The director of Maryland's embattled medical marijuana program has resigned, reports the Baltimore Sun, the second director to do so in the past two years. Patrick Jameson, a former state trooper, said in a statement that “the time has come for me to pursue other interests,” and will leave his position at the end of this month. The previous director of the program, Hannah Byron, resigned from the program in January 2016, leaving the program without a director until Jameson took office in April 2016.

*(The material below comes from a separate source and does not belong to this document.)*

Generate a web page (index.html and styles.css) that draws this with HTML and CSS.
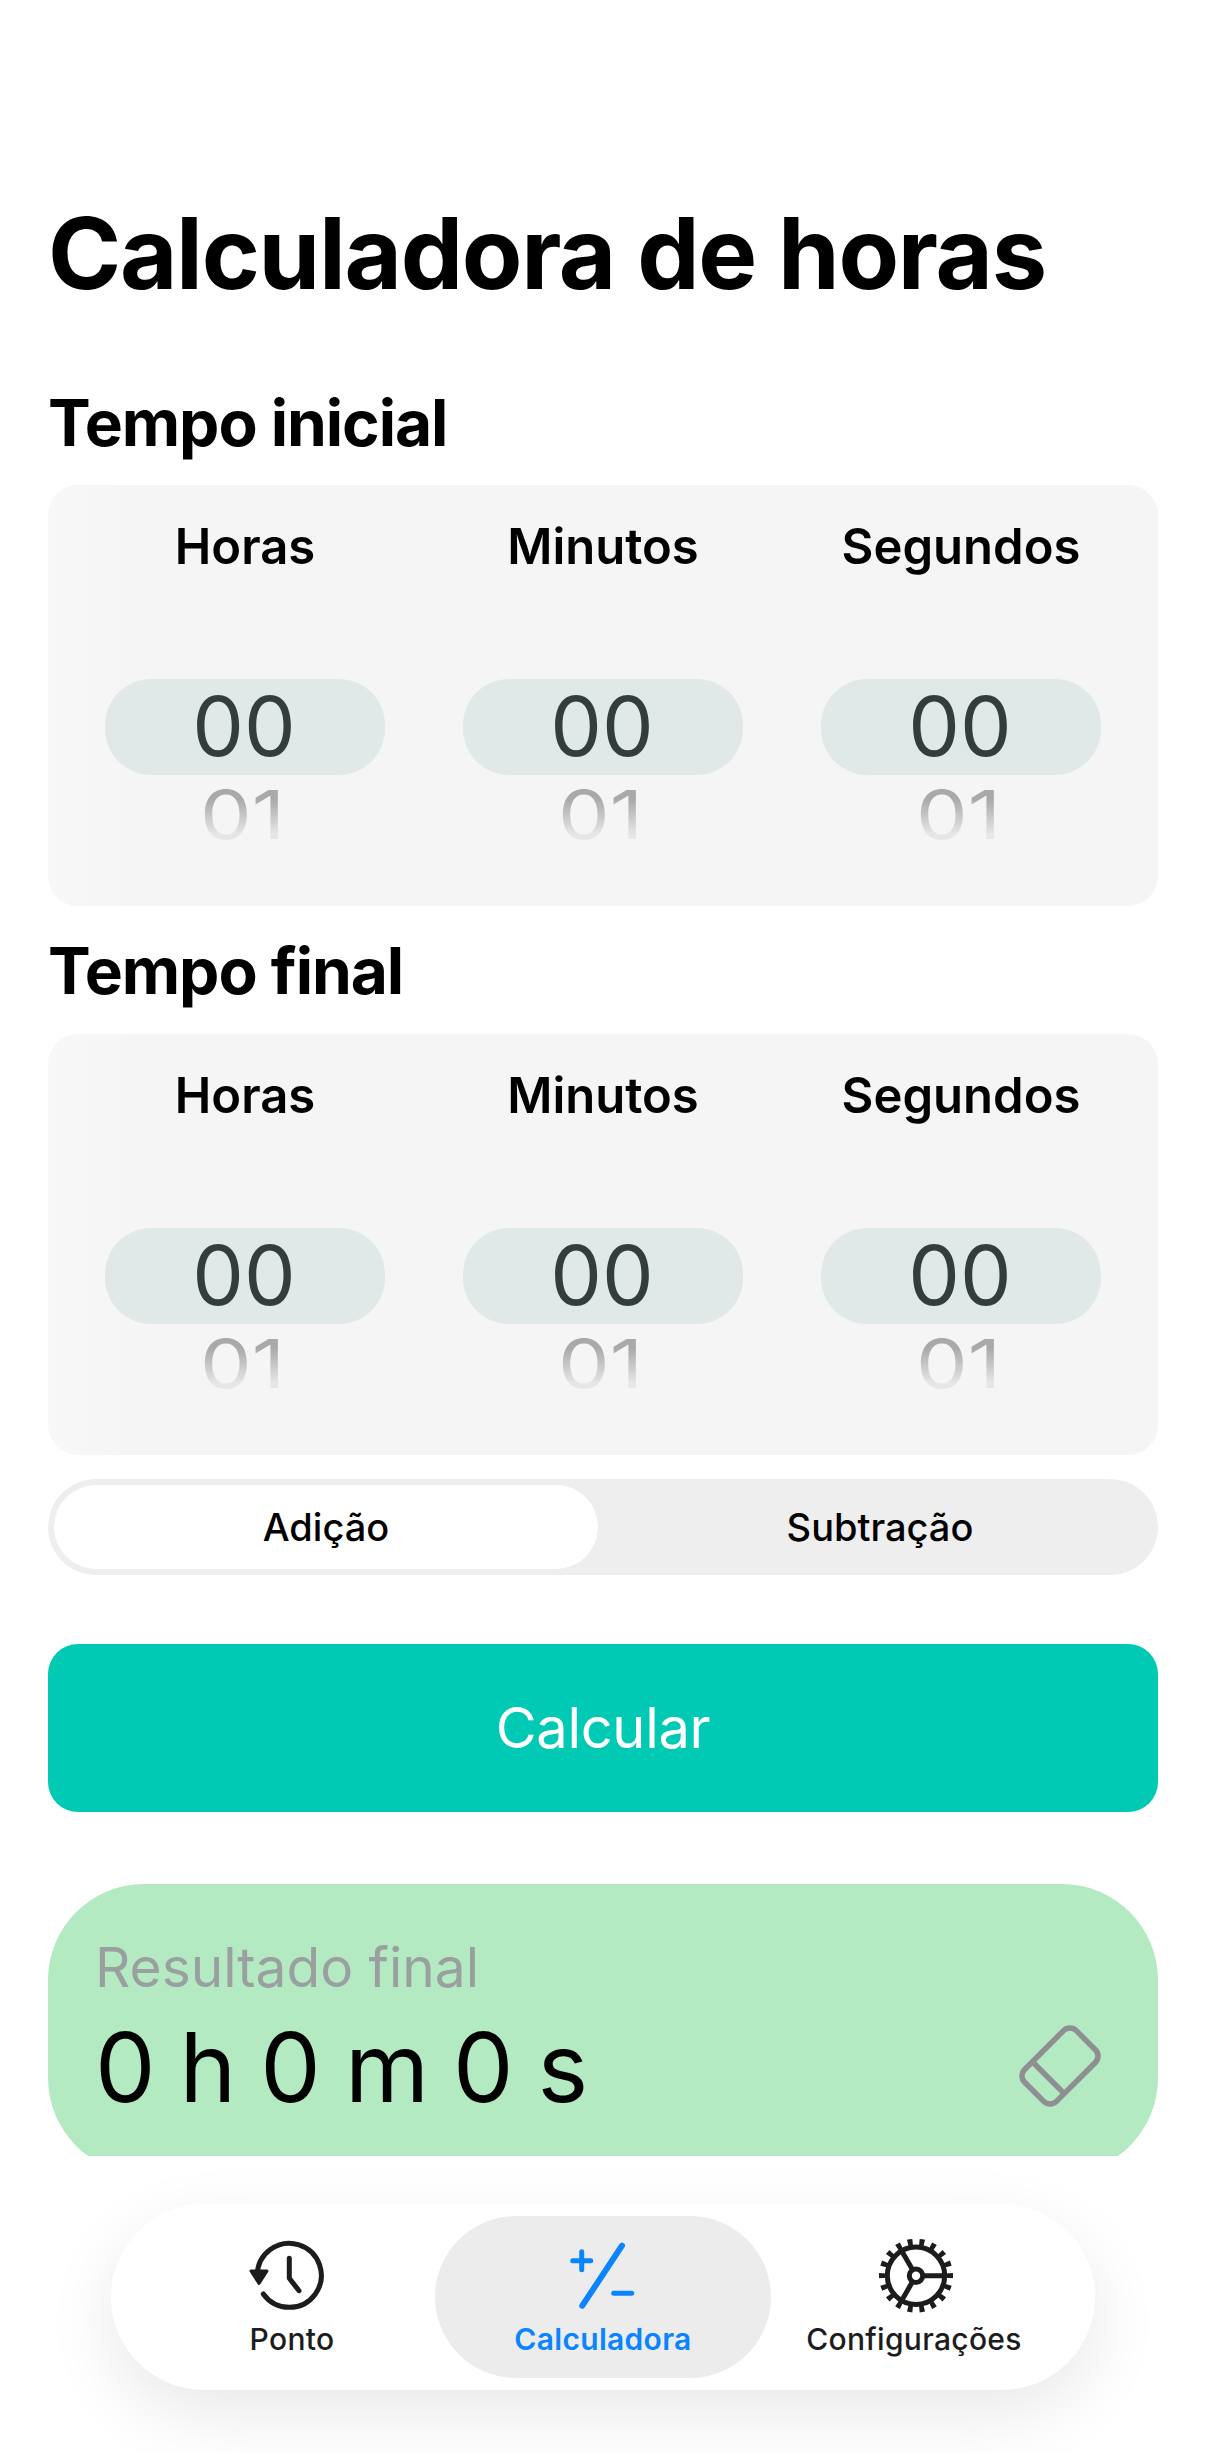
FILE: index.html
```html
<!DOCTYPE html>
<html lang="pt-BR">
<head>
    <meta charset="UTF-8">
    <title>Calculadora de horas</title>
    <link rel="stylesheet" href="styles.css">
</head>
<body>
    <div class="screen">
        <div class="content">
            <h1 class="title">Calculadora de horas</h1>

            <div class="section">
                <h2>Tempo inicial</h2>
                <div class="picker-card">
                    <div class="picker-col">
                        <div class="picker-label">Horas</div>
                        <div class="picker-current">00</div>
                        <div class="picker-next">01</div>
                    </div>
                    <div class="picker-col">
                        <div class="picker-label">Minutos</div>
                        <div class="picker-current">00</div>
                        <div class="picker-next">01</div>
                    </div>
                    <div class="picker-col">
                        <div class="picker-label">Segundos</div>
                        <div class="picker-current">00</div>
                        <div class="picker-next">01</div>
                    </div>
                </div>
            </div>

            <div class="section">
                <h2>Tempo final</h2>
                <div class="picker-card">
                    <div class="picker-col">
                        <div class="picker-label">Horas</div>
                        <div class="picker-current">00</div>
                        <div class="picker-next">01</div>
                    </div>
                    <div class="picker-col">
                        <div class="picker-label">Minutos</div>
                        <div class="picker-current">00</div>
                        <div class="picker-next">01</div>
                    </div>
                    <div class="picker-col">
                        <div class="picker-label">Segundos</div>
                        <div class="picker-current">00</div>
                        <div class="picker-next">01</div>
                    </div>
                </div>
            </div>

            <div class="segmented">
                <div class="segment segment-active">Adição</div>
                <div class="segment">Subtração</div>
            </div>

            <button class="calc-button" type="button">Calcular</button>

            <div class="result-card">
                <div class="result-text">
                    <div class="result-label">Resultado final</div>
                    <div class="result-value">0 h 0 m 0 s</div>
                </div>
                <svg class="eraser" viewBox="0 0 90 90">
                    <g transform="rotate(-45 45 45)">
                        <rect x="8.5" y="22.5" width="73" height="45" rx="9"/>
                        <line x1="28.5" y1="22.5" x2="28.5" y2="67.5"/>
                    </g>
                </svg>
            </div>
        </div>

        <div class="tabbar">
            <nav class="tabs">
                <div class="tab">
                    <svg class="tab-icon" viewBox="0 0 80 80">
                        <path d="M11.3 58A32 32 0 1 0 5.3 39.7"/>
                        <path d="M37.3 22.3V42.3L47 54.7"/>
                        <path class="solid" d="M-1 35H15L7 47.5Z"/>
                    </svg>
                    <span class="tab-label">Ponto</span>
                </div>
                <div class="tab tab-active">
                    <svg class="tab-icon" viewBox="0 0 80 80">
                        <path class="thick" d="M59 9.7L19.3 69.7"/>
                        <path d="M9.7 24.7H27.7M18.7 15.7V33.7"/>
                        <path d="M50.7 57.3H68.7"/>
                    </svg>
                    <span class="tab-label">Calculadora</span>
                </div>
                <div class="tab">
                    <svg class="tab-icon" viewBox="0 0 80 80">
                        <circle cx="42" cy="39.7" r="28.7"/>
                        <circle class="teeth" cx="42" cy="39.7" r="33" pathLength="18"/>
                        <circle cx="42" cy="39.7" r="6.7"/>
                        <path d="M50 39.7H70M38 32.8L28 15.5M38 46.6L28 63.9"/>
                    </svg>
                    <span class="tab-label">Configurações</span>
                </div>
            </nav>
        </div>
    </div>
</body>
</html>
```

FILE: styles.css
```css
/* Reset */
* {
    box-sizing: border-box;
    margin: 0;
    padding: 0;
}

body {
    font-family: Inter, "Liberation Sans", sans-serif;
    background: white;
    color: black;
}

.screen {
    width: 1206px;
    height: 2453px;
    overflow: hidden;
}

/* Scroll area, cut off above the tab bar */
.content {
    height: 2156px;
    padding: 198px 48px 0;
    overflow: hidden;
}

.title {
    font-size: 99px;
    font-weight: 700;
    line-height: 110px;
    letter-spacing: -1.3px;
    margin-bottom: 75px;
}

.section + .section {
    margin-top: 25px;
}

.section h2 {
    font-size: 64px;
    font-weight: 700;
    line-height: 80px;
    letter-spacing: -1.05px;
    margin-bottom: 22px;
}

.section + .section h2 {
    margin-bottom: 23px;
}

/* Time pickers */
.picker-card {
    display: grid;
    grid-template-columns: repeat(3, 280px);
    gap: 78px;
    height: 421px;
    padding: 32px 57px 0;
    background: linear-gradient(90deg, #f8f8f8, #f5f5f5 8%);
    border-radius: 30px;
}

.picker-col {
    display: flex;
    flex-direction: column;
    align-items: center;
}

.picker-label {
    font-size: 49px;
    font-weight: 600;
    line-height: 60px;
    margin-bottom: 102px;
}

.picker-current {
    width: 280px;
    height: 96px;
    padding-right: 2px;
    background: #e1e9e8;
    border-radius: 46px;
    color: #333d3c;
    font-size: 82px;
    line-height: 96px;
    text-align: center;
}

.picker-next {
    margin-top: 7px;
    margin-right: 5px;
    font-size: 82px;
    line-height: 66px;
    transform: scaleY(0.82);
    background: linear-gradient(#a9a9a9 20%, #e6e6e6 85%);
    -webkit-background-clip: text;
    background-clip: text;
    color: transparent;
}

/* Adição / Subtração */
.segmented {
    display: flex;
    height: 96px;
    margin-top: 24px;
    padding: 6px;
    background: #eeeeee;
    border-radius: 48px;
}

.segment {
    flex: 1;
    padding-left: 10px;
    font-size: 38px;
    font-weight: 500;
    line-height: 84px;
    text-align: center;
}

.segment-active {
    flex: 0 0 544px;
    padding-left: 0;
    background: white;
    border-radius: 42px;
}

.calc-button {
    display: block;
    width: 100%;
    height: 168px;
    margin-top: 69px;
    background: #00cab4;
    color: white;
    border: none;
    border-radius: 30px;
    font-family: inherit;
    font-size: 56px;
    letter-spacing: -0.3px;
}

/* Result */
.result-card {
    display: flex;
    justify-content: space-between;
    align-items: flex-start;
    height: 290px;
    margin-top: 72px;
    padding: 48px 53px 0 47px;
    background: #b4eac2;
    border-radius: 96px;
}

.result-label {
    color: #9a9f9f;
    font-size: 55px;
    line-height: 70px;
    margin-bottom: 10px;
}

.result-value {
    font-size: 96px;
    line-height: 110px;
    word-spacing: -3px;
}

.eraser {
    width: 90px;
    height: 90px;
    margin-top: 89px;
    fill: none;
    stroke: #8e8e93;
    stroke-width: 5.5;
}

/* Tab bar */
.tabbar {
    height: 297px;
    padding-top: 48px;
    overflow: hidden;
}

.tabs {
    display: flex;
    width: 984px;
    height: 186px;
    margin: 0 auto;
    padding: 12px 38px;
    background: white;
    border-radius: 93px;
    box-shadow: 0 24px 70px rgba(0, 0, 0, 0.09);
}

.tab {
    display: flex;
    flex-direction: column;
    align-items: center;
    flex: 0 0 286px;
    padding-top: 20px;
    color: #1c1c1e;
}

.tab-active {
    flex-basis: 336px;
    background: #ececec;
    border-radius: 81px;
    color: #0a84ff;
}

.tab-icon {
    width: 80px;
    height: 80px;
    margin-bottom: 5px;
    overflow: visible;
    fill: none;
    stroke: currentColor;
    stroke-width: 5;
    stroke-linecap: round;
    stroke-linejoin: round;
}

.tab-icon .solid {
    fill: currentColor;
    stroke-width: 3;
}

.tab-icon .thick {
    stroke-width: 6;
}

.tab-icon .teeth {
    stroke-width: 8;
    stroke-linecap: butt;
    stroke-dasharray: 0.42 0.58;
    stroke-dashoffset: 0.21;
}

.tab-label {
    font-size: 30px;
    font-weight: 500;
    line-height: 36px;
    letter-spacing: 0.3px;
}

.tab-active .tab-label {
    font-weight: 600;
}
```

Despite being legalized back in 2013, Maryland's medical cannabis program is still not fully operational due to a number of legal issues and departmental changes. The Maryland Medical Cannabis Commission (MMCC) took four years to finally award its permits and licenses to MMJ businesses, but the process was even further delayed by a number of lawsuits contesting the fairness of the licensing process. The state's Legislative Black Caucus sued the MMCC for failing to award licenses to minority business owners, and individual applicants to the program also sued after the commission approved lower-scoring applicantions based on their location in the state.
In April, Gov. Larry Hogan ordered a study to investigate whether minorities were getting equal opportunity access to the medical cannabis industry. The Legislative Black Caucus also proposed a bill to expand the state's program by adding licenses for minority business owners, but the legislation did not pass. This summer, Hogan replaced ten of the commission's 16 members, doubling the number of minority commissioners from two to four.

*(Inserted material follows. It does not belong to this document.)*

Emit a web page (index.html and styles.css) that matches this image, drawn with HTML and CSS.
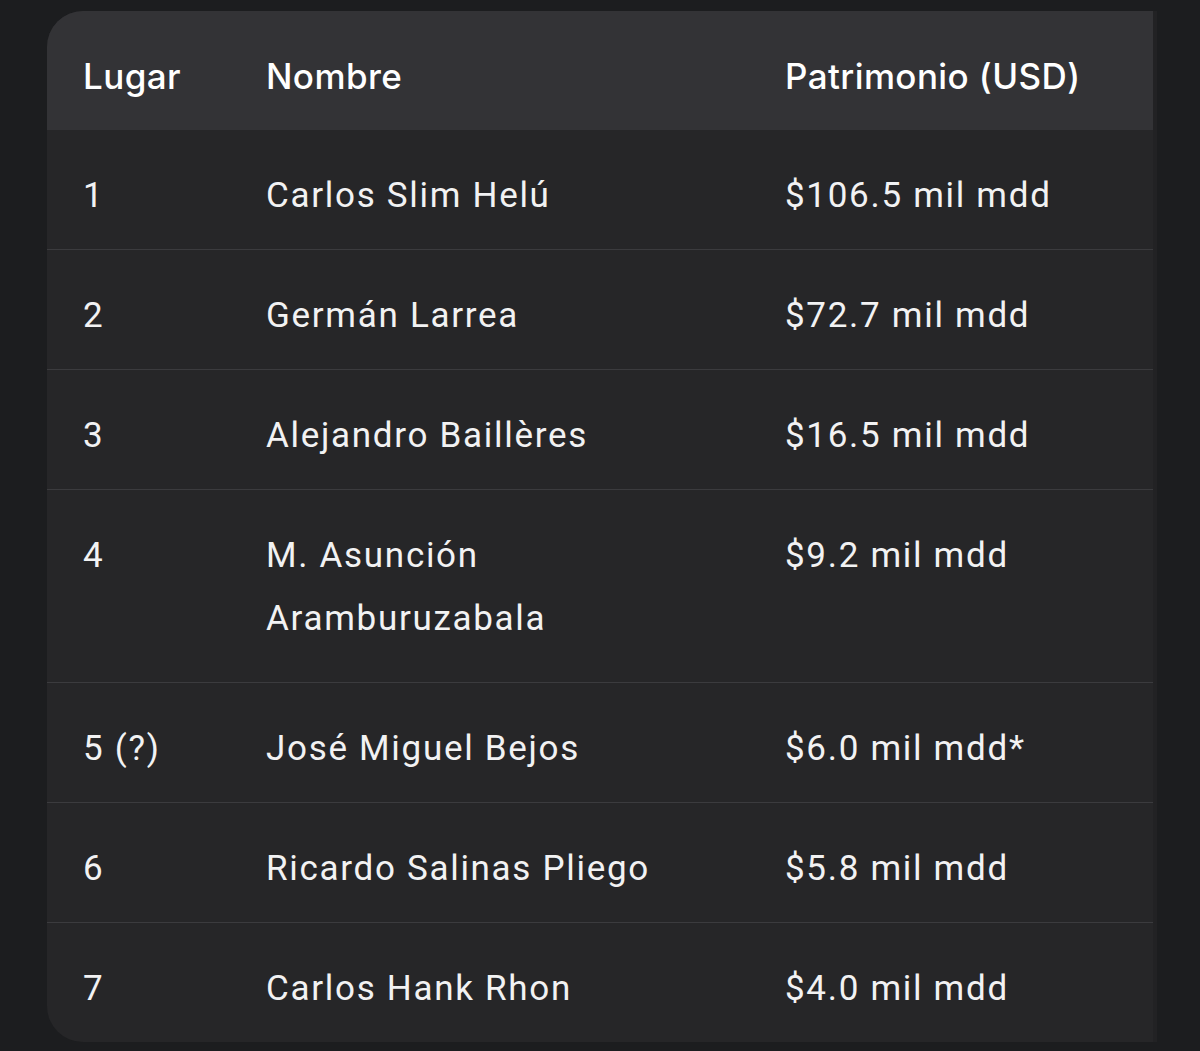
FILE: index.html
```html
<!DOCTYPE html>
<html lang="es">
<head>
<meta charset="utf-8">
<link rel="stylesheet" href="styles.css">
</head>
<body>
<div class="card">
  <table class="rank">
    <thead>
      <tr><th class="c1">Lugar</th><th class="c2">Nombre</th><th class="c3">Patrimonio (USD)</th></tr>
    </thead>
    <tbody>
      <tr><td>1</td><td>Carlos Slim Helú</td><td>$106.5 mil mdd</td></tr>
      <tr><td>2</td><td>Germán Larrea</td><td>$72.7 mil mdd</td></tr>
      <tr><td>3</td><td>Alejandro Baillères</td><td>$16.5 mil mdd</td></tr>
      <tr class="tall"><td>4</td><td>M. Asunción<br>Aramburuzabala</td><td>$9.2 mil mdd</td></tr>
      <tr><td>5 (?)</td><td>José Miguel Bejos</td><td>$6.0 mil mdd*</td></tr>
      <tr><td>6</td><td>Ricardo Salinas Pliego</td><td>$5.8 mil mdd</td></tr>
      <tr><td>7</td><td>Carlos Hank Rhon</td><td>$4.0 mil mdd</td></tr>
    </tbody>
  </table>
</div>
</body>
</html>
```
FILE: styles.css
```css
html, body {
  margin: 0;
  padding: 0;
  background: #1c1d1f;
}
body {
  padding: 11px 0 0 47px;
  font-family: Roboto, "Liberation Sans", Arial, sans-serif;
  color: #f2f2f3;
}
.card {
  width: 1106px;
  background: #262628;
  border-radius: 36px 0 0 36px;
  overflow: hidden;
  border-right: 4px solid #222224;
}
.rank {
  width: 100%;
  border-collapse: collapse;
  table-layout: fixed;
}
.rank th {
  background: #333336;
  font-family: Inter, "Noto Sans", sans-serif;
  font-weight: 500;
  font-size: 35px;
  letter-spacing: 0.4px;
  text-align: left;
  height: 119px;
  padding: 11px 0 0 0;
  color: #ffffff;
  vertical-align: middle;
  box-sizing: border-box;
}
.rank .c1 { width: 219px; padding-left: 36px; }
.rank .c2 { width: 519px; }
.rank td {
  font-size: 35px;
  letter-spacing: 1.7px;
  line-height: 63px;
  padding: 34px 0 22px 0;
  vertical-align: top;
  border-top: 1px solid #3b3b3e;
}
.rank td:first-child { padding-left: 36px; }
.rank tbody tr:first-child td { border-top: none; }
.rank .tall td { padding-bottom: 32px; }
```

Jameson began his stint as director while the MMCC was accepting over 1,000 applications for MMJ licenses, and is leaving just weeks before the deadline for medical cannabis dispensaries to open. Nearly 100 dispensaries in the state must be ready to operate by December 8th, or they could lose their chance to open at all. MMCC chairman Brian Lopez said that inspectors are currently reviewing the final applications for 40 of these dispensaries.
Lopez told the Baltimore Sun that the MMCC did not request Jameson's resignation, and that he wished the director well. “We think he worked very hard, and we think he did some very good things with the commission to make it more efficient,” said Lopez, who also noted that “the tone of the commission is changing.” In his resignation statement, Jameson said that “it has been an honor to help sick people and launch a new lucrative industry in Maryland.”